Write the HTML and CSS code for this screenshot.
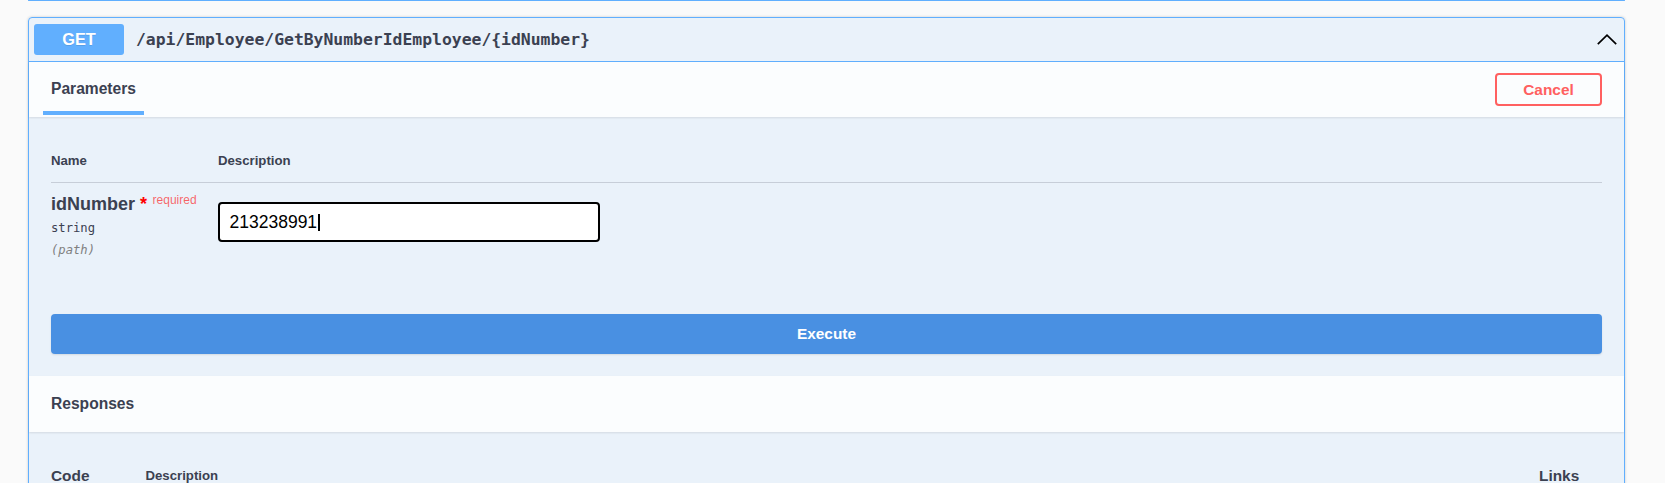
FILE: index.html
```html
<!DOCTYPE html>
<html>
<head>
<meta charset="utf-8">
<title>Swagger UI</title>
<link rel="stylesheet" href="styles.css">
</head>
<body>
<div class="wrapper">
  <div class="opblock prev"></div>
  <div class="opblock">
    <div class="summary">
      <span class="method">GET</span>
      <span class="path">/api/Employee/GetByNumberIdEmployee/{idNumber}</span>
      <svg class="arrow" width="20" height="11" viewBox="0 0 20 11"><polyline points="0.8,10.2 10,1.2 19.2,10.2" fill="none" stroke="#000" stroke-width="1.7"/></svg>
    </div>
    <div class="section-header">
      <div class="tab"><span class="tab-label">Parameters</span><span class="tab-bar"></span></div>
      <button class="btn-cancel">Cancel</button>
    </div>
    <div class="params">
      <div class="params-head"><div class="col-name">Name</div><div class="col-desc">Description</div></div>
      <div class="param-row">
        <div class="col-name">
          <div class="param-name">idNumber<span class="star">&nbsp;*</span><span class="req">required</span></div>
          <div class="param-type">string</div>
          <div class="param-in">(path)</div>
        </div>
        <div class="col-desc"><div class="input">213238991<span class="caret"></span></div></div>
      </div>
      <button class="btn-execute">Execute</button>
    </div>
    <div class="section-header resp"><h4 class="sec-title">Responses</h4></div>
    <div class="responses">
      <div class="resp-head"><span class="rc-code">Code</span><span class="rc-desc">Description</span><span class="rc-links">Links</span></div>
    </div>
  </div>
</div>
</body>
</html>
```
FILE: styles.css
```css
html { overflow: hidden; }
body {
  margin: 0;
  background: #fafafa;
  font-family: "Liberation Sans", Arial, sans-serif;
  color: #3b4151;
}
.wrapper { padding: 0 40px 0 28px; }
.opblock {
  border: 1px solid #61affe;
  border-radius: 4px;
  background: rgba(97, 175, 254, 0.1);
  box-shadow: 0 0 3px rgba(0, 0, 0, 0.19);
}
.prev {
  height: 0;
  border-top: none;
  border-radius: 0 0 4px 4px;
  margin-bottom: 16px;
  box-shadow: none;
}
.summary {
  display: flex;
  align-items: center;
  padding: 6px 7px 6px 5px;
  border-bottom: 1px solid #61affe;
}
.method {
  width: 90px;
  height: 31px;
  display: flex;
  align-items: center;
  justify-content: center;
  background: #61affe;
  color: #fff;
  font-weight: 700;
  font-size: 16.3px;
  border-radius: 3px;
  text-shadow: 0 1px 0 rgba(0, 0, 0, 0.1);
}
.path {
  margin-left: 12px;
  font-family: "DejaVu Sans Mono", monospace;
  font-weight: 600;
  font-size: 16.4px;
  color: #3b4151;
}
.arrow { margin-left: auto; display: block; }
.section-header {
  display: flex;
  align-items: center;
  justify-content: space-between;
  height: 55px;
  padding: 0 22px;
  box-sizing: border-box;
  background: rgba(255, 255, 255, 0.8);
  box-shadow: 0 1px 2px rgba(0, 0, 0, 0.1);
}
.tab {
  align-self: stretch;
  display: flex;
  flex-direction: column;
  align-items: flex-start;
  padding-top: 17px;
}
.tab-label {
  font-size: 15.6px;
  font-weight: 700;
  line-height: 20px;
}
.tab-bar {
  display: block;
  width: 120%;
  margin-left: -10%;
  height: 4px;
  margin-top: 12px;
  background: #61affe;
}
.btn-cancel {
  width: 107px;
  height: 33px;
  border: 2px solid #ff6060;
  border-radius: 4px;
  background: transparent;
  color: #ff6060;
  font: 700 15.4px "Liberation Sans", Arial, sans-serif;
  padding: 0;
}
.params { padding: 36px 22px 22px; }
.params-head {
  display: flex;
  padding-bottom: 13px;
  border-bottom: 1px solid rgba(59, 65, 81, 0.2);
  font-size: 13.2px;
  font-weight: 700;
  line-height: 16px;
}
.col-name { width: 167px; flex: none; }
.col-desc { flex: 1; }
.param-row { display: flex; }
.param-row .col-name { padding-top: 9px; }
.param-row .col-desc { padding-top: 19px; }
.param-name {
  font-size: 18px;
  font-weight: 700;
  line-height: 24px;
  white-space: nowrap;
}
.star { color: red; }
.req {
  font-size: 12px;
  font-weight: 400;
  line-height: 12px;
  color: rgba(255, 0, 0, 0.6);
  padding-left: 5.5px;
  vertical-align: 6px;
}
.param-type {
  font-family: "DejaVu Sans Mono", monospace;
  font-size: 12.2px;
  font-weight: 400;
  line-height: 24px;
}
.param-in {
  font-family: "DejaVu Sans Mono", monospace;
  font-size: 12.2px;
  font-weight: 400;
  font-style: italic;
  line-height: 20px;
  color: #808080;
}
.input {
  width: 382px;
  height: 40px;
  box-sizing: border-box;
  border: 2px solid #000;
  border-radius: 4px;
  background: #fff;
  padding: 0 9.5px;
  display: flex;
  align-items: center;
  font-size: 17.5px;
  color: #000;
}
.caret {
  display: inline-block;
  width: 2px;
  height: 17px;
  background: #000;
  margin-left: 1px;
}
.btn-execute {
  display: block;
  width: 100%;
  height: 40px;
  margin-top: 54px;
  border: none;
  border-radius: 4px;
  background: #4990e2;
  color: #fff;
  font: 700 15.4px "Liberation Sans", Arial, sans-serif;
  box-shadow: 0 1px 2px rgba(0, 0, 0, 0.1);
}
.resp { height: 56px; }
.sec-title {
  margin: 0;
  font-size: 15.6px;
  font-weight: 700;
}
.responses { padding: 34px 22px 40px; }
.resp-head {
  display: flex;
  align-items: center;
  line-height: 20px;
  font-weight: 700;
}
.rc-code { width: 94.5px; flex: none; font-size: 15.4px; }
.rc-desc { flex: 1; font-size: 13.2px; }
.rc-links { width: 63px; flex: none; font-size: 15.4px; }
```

- - - -

PROBLEM STATEMENT -
Without including any picture, repeat the data exactly.

TASK RESULT -
Write the HTML and CSS code for this screenshot.
FILE: index.html
```html
<!DOCTYPE html>
<html>
<head>
<meta charset="utf-8">
<title>Swagger UI</title>
<link rel="stylesheet" href="styles.css">
</head>
<body>
<div class="wrapper">
  <div class="opblock prev"></div>
  <div class="opblock">
    <div class="summary">
      <span class="method">GET</span>
      <span class="path">/api/Employee/GetByNumberIdEmployee/{idNumber}</span>
      <svg class="arrow" width="20" height="11" viewBox="0 0 20 11"><polyline points="0.8,10.2 10,1.2 19.2,10.2" fill="none" stroke="#000" stroke-width="1.7"/></svg>
    </div>
    <div class="section-header">
      <div class="tab"><span class="tab-label">Parameters</span><span class="tab-bar"></span></div>
      <button class="btn-cancel">Cancel</button>
    </div>
    <div class="params">
      <div class="params-head"><div class="col-name">Name</div><div class="col-desc">Description</div></div>
      <div class="param-row">
        <div class="col-name">
          <div class="param-name">idNumber<span class="star">&nbsp;*</span><span class="req">required</span></div>
          <div class="param-type">string</div>
          <div class="param-in">(path)</div>
        </div>
        <div class="col-desc"><div class="input">213238991<span class="caret"></span></div></div>
      </div>
      <button class="btn-execute">Execute</button>
    </div>
    <div class="section-header resp"><h4 class="sec-title">Responses</h4></div>
    <div class="responses">
      <div class="resp-head"><span class="rc-code">Code</span><span class="rc-desc">Description</span><span class="rc-links">Links</span></div>
    </div>
  </div>
</div>
</body>
</html>
```
FILE: styles.css
```css
html { overflow: hidden; }
body {
  margin: 0;
  background: #fafafa;
  font-family: "Liberation Sans", Arial, sans-serif;
  color: #3b4151;
}
.wrapper { padding: 0 40px 0 28px; }
.opblock {
  border: 1px solid #61affe;
  border-radius: 4px;
  background: rgba(97, 175, 254, 0.1);
  box-shadow: 0 0 3px rgba(0, 0, 0, 0.19);
}
.prev {
  height: 0;
  border-top: none;
  border-radius: 0 0 4px 4px;
  margin-bottom: 16px;
  box-shadow: none;
}
.summary {
  display: flex;
  align-items: center;
  padding: 6px 7px 6px 5px;
  border-bottom: 1px solid #61affe;
}
.method {
  width: 90px;
  height: 31px;
  display: flex;
  align-items: center;
  justify-content: center;
  background: #61affe;
  color: #fff;
  font-weight: 700;
  font-size: 16.3px;
  border-radius: 3px;
  text-shadow: 0 1px 0 rgba(0, 0, 0, 0.1);
}
.path {
  margin-left: 12px;
  font-family: "DejaVu Sans Mono", monospace;
  font-weight: 600;
  font-size: 16.4px;
  color: #3b4151;
}
.arrow { margin-left: auto; display: block; }
.section-header {
  display: flex;
  align-items: center;
  justify-content: space-between;
  height: 55px;
  padding: 0 22px;
  box-sizing: border-box;
  background: rgba(255, 255, 255, 0.8);
  box-shadow: 0 1px 2px rgba(0, 0, 0, 0.1);
}
.tab {
  align-self: stretch;
  display: flex;
  flex-direction: column;
  align-items: flex-start;
  padding-top: 17px;
}
.tab-label {
  font-size: 15.6px;
  font-weight: 700;
  line-height: 20px;
}
.tab-bar {
  display: block;
  width: 120%;
  margin-left: -10%;
  height: 4px;
  margin-top: 12px;
  background: #61affe;
}
.btn-cancel {
  width: 107px;
  height: 33px;
  border: 2px solid #ff6060;
  border-radius: 4px;
  background: transparent;
  color: #ff6060;
  font: 700 15.4px "Liberation Sans", Arial, sans-serif;
  padding: 0;
}
.params { padding: 36px 22px 22px; }
.params-head {
  display: flex;
  padding-bottom: 13px;
  border-bottom: 1px solid rgba(59, 65, 81, 0.2);
  font-size: 13.2px;
  font-weight: 700;
  line-height: 16px;
}
.col-name { width: 167px; flex: none; }
.col-desc { flex: 1; }
.param-row { display: flex; }
.param-row .col-name { padding-top: 9px; }
.param-row .col-desc { padding-top: 19px; }
.param-name {
  font-size: 18px;
  font-weight: 700;
  line-height: 24px;
  white-space: nowrap;
}
.star { color: red; }
.req {
  font-size: 12px;
  font-weight: 400;
  line-height: 12px;
  color: rgba(255, 0, 0, 0.6);
  padding-left: 5.5px;
  vertical-align: 6px;
}
.param-type {
  font-family: "DejaVu Sans Mono", monospace;
  font-size: 12.2px;
  font-weight: 400;
  line-height: 24px;
}
.param-in {
  font-family: "DejaVu Sans Mono", monospace;
  font-size: 12.2px;
  font-weight: 400;
  font-style: italic;
  line-height: 20px;
  color: #808080;
}
.input {
  width: 382px;
  height: 40px;
  box-sizing: border-box;
  border: 2px solid #000;
  border-radius: 4px;
  background: #fff;
  padding: 0 9.5px;
  display: flex;
  align-items: center;
  font-size: 17.5px;
  color: #000;
}
.caret {
  display: inline-block;
  width: 2px;
  height: 17px;
  background: #000;
  margin-left: 1px;
}
.btn-execute {
  display: block;
  width: 100%;
  height: 40px;
  margin-top: 54px;
  border: none;
  border-radius: 4px;
  background: #4990e2;
  color: #fff;
  font: 700 15.4px "Liberation Sans", Arial, sans-serif;
  box-shadow: 0 1px 2px rgba(0, 0, 0, 0.1);
}
.resp { height: 56px; }
.sec-title {
  margin: 0;
  font-size: 15.6px;
  font-weight: 700;
}
.responses { padding: 34px 22px 40px; }
.resp-head {
  display: flex;
  align-items: center;
  line-height: 20px;
  font-weight: 700;
}
.rc-code { width: 94.5px; flex: none; font-size: 15.4px; }
.rc-desc { flex: 1; font-size: 13.2px; }
.rc-links { width: 63px; flex: none; font-size: 15.4px; }
```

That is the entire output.